The Capitol Police burst into the House chambers, shouting, “Get down! Get down!” while passing out gas masks. Demings, flashing back to her 27 years in law enforcement, felt an awkwardness overtake her, “because I’m usually the one telling people to do that.” She saw terror on the faces of her colleagues, while others were trying to tell the Capitol Police what to do. She says she implored them: “Just listen! Just listen to them! No one knows this building better than the Capitol Police. We have to follow their instructions.” One of the instructions was to lie prone on the floor. As they did, her eyes met those of fellow Democratic Rep. Lisa Blunt Rochester of Delaware. The joy of the preceding moments evaporated amid the terrifying sounds of doors bursting open and glass shattering. “I thought there was a very good possibility we would die,” Demings recalls. “I didn’t think they were breaking the doors down to shake our hands and say, ‘Good job.’ ”
“Val, what is going to happen?” she says Blunt Rochester asked.
“I’m not sure what is going to happen,” Demings replied. “But one thing for sure is that if we die today, what we stand for and what we’re working for will not die with us. If we are who we say we are as a nation, then others will come in and certify those electoral votes declaring Joe Biden the president and Kamala Harris the vice president.”
America knows the rest of that story, but Demings’ story is still being revealed.
“Let’s back up to 2016,” she says. “My girl [Hillary Clinton] did not win. But we bowed to the will of the people. I attended the inauguration of President Trump. People criticized me for doing that, but you know why I did it? Because I wanted to watch the peaceful transition of power. I felt it was my duty. What happened on January 6 was disgraceful, shameful, and I’ll say what I’ve said as a career law enforcement officer— everybody counts but everybody is accountable. The people responsible for that day should be, and must be, held accountable. Not just those who were there beating police officers with bats and poles and fire extinguishers and everything else they could get their hands on, but those who helped incite it have to be held accountable.”
Demings reflects on all the times she has taken an oath of office. “What I realized that day,” she says, “is why the oath includes ‘and domestic’ when it says we will support and defend the Constitution. This was not a foreign adversary attacking the center of who we are as a nation. This was a domestic act of terrorism. So while I’ve said and taken the oath, and believe in the oath, I never thought that would happen in the United States of America.”
She points to the congressional race she lost in 2012 and says, “I did not decide to march to the supervisor of elections’ office or to the Capitol in Tallahassee, or to the U.S. Capitol, God forbid. I bowed in humble submission to the will of the people.” She has also never blamed her loss on gender and/or race. She also doesn’t use moving target labels like “African American” and “person of color.” She simply refers to herself as “a Black woman.”

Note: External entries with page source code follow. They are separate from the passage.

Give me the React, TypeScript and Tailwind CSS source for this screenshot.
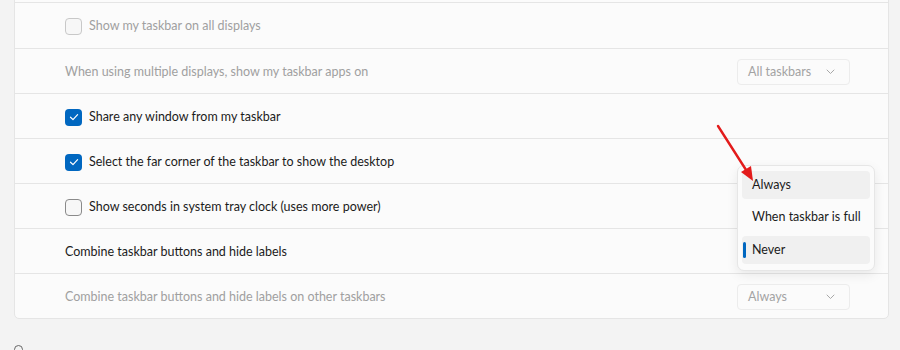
import React from 'react';

type Row = {
  label: string;
  check?: 'on' | 'off';
  disabled?: boolean;
  select?: string;
};

const rows: Row[] = [
  { label: 'Show my taskbar on all displays', check: 'off', disabled: true },
  { label: 'When using multiple displays, show my taskbar apps on', disabled: true, select: 'All taskbars' },
  { label: 'Share any window from my taskbar', check: 'on' },
  { label: 'Select the far corner of the taskbar to show the desktop', check: 'on' },
  { label: 'Show seconds in system tray clock (uses more power)', check: 'off' },
  { label: 'Combine taskbar buttons and hide labels' },
  { label: 'Combine taskbar buttons and hide labels on other taskbars', disabled: true, select: 'Always' },
];

function Checkbox({ on, disabled }: { on: boolean; disabled?: boolean }) {
  if (on) {
    return (
      <div className="w-[17px] h-[17px] rounded-[4px] bg-[#0067c0] flex items-center justify-center shrink-0">
        <svg width="10" height="10" viewBox="0 0 10 10" fill="none">
          <path d="M1.5 5.2 L4 7.6 L8.6 2.6" stroke="white" strokeWidth="1.2" strokeLinecap="round" strokeLinejoin="round" />
        </svg>
      </div>
    );
  }
  return (
    <div
      className={`w-[17px] h-[17px] rounded-[4px] border shrink-0 bg-[#f7f7f7] ${
        disabled ? 'border-[#c8c8c8]' : 'border-[#8a8a8a]'
      }`}
    />
  );
}

function Select({ value }: { value: string }) {
  return (
    <div className="w-[113px] h-[26px] rounded-[4px] border border-[#ececec] bg-[#fbfbfb] flex items-center justify-between pl-[10px] pr-[14px] text-[12.5px] text-[#a3a3a3]">
      <span>{value}</span>
      <svg width="9" height="6" viewBox="0 0 9 6" fill="none">
        <path d="M1 1 L4.5 4.5 L8 1" stroke="#a8a8a8" strokeWidth="1" strokeLinecap="round" strokeLinejoin="round" />
      </svg>
    </div>
  );
}

export default function App() {
  return (
    <div
      className="w-[900px] h-[350px] bg-[#f3f3f3] relative overflow-hidden"
      style={{ fontFamily: 'Lato, "Noto Sans", sans-serif' }}
    >
      {/* Settings card */}
      <div className="ml-[14px] mr-[11px] -mt-[4px] bg-[#fbfbfb] border border-[#e5e5e5] rounded-b-[5px] pt-[5px]">
        <div className="border-t border-[#e5e5e5]">
          {rows.map((r, i) => (
            <div
              key={i}
              className={`h-[45px] flex items-center justify-between pl-[50px] pr-[38px] pt-[2px] ${
                i > 0 ? 'border-t border-[#e5e5e5]' : ''
              }`}
            >
              <div className="flex items-center gap-[7px]">
                {r.check && <Checkbox on={r.check === 'on'} disabled={r.disabled} />}
                <span className={`text-[12.5px] ${r.disabled ? 'text-[#a0a0a0]' : 'text-[#1b1b1b]'}`}>
                  {r.label}
                </span>
              </div>
              {r.select && <Select value={r.select} />}
            </div>
          ))}
        </div>
      </div>

      {/* Small cut-off icon at bottom */}
      <div className="absolute left-[14px] top-[345px] w-[9px] h-[9px] rounded-full border border-[#666]" />

      {/* Open dropdown menu */}
      <div className="absolute left-[737px] top-[165px] w-[138px] bg-[#fbfbfb] border border-[#e6e6e6] rounded-[7px] shadow-[0_4px_12px_rgba(0,0,0,0.08)] px-[4px] pt-[5px] pb-[6px] flex flex-col gap-[4.5px] text-[12.5px] text-[#1b1b1b] whitespace-nowrap">
        <div className="h-[28px] rounded-[4px] bg-[#f0f0f0] flex items-center pl-[10px]">Always</div>
        <div className="h-[28px] rounded-[4px] flex items-center pl-[10px]">When taskbar is full</div>
        <div className="h-[28px] rounded-[4px] bg-[#f0f0f0] flex items-center pl-[10px] relative">
          <div className="absolute left-[1px] top-[6px] w-[3px] h-[16px] rounded-full bg-[#0067c0]" />
          Never
        </div>
      </div>

      {/* Red annotation arrow */}
      <svg className="absolute left-0 top-0 pointer-events-none" width="900" height="350">
        <line x1="718" y1="126" x2="748" y2="173" stroke="#e31b1b" strokeWidth="2.4" strokeLinecap="round" />
        <polygon points="753,181 741,172 751,166" fill="#e31b1b" />
      </svg>
    </div>
  );
}
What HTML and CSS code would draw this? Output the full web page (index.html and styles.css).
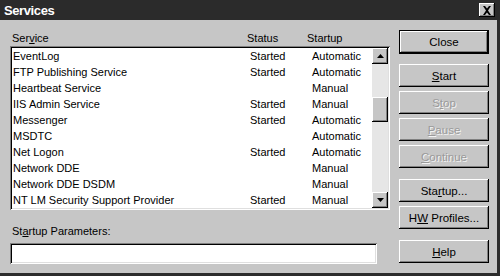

As she runs for the U.S. Senate to affect what goes on in the country, and not just in Florida, Demings brings a powerful personal and professional resume to the battle:
- She is a Black Democrat who has spent 27 years in a blue uniform.
She is deeply religious. The Demings attend Orlando’s Saint Mark AME Church. - She is a gun owner and a Harley-Davidson motorcycle enthusiast who plans on arriving at campaign stops atop her 2004 Road King Classic painted sierra red in honor of her sorority, Delta Sigma Theta.
- She serves on important and varied congressional committees: the Committee on Homeland Security, the Committee on the Judiciary, and the Permanent Select Committee on Intelligence
- She chose Afghanistan in 2017 as her first congressional delegation trip over what she says were other “really cool places.” Her reason? “I wanted to be there on the ground, talking to the men and women in our military and meeting the Afghan women and decision-makers there. I wanted to see firsthand what America’s longest war looked like and felt like.”
- She can convey her message without listeners having to plow through word whiskers or wonder what her point is, while also showing the ability to produce powerful sound bites. “My husband and I were partners in crime-fighting.” “Everyone counts, but everyone is accountable.” Perhaps her best is: “When folks [would] dial 911, and our alert tone went off, I didn’t have the luxury of doing a poll or checking the political climate to see if it would be a popular decision or not. I had to do what I felt was in the best interests of the people who needed my help.”
Put it all together and Demings is convinced she will win her Senate race against Rubio. And then? There is undeniable concern among Democrats that Biden, who turns 79 on Nov. 20, will be incapable of running again in 2024. And it’s no secret that Vice President Kamala Harris has hardly convinced the base she has what it takes to be elected to the highest office in the land.
If not Biden nor Harris, then who? The question is again posed to Demings. Does she want to be president?
She smiles and says, “I don’t know what the future holds.”
If, in fact, it does hold becoming President of the United States, Val Demings wouldn’t just be the most powerful person in Central Florida. She would be the most powerful person in the world.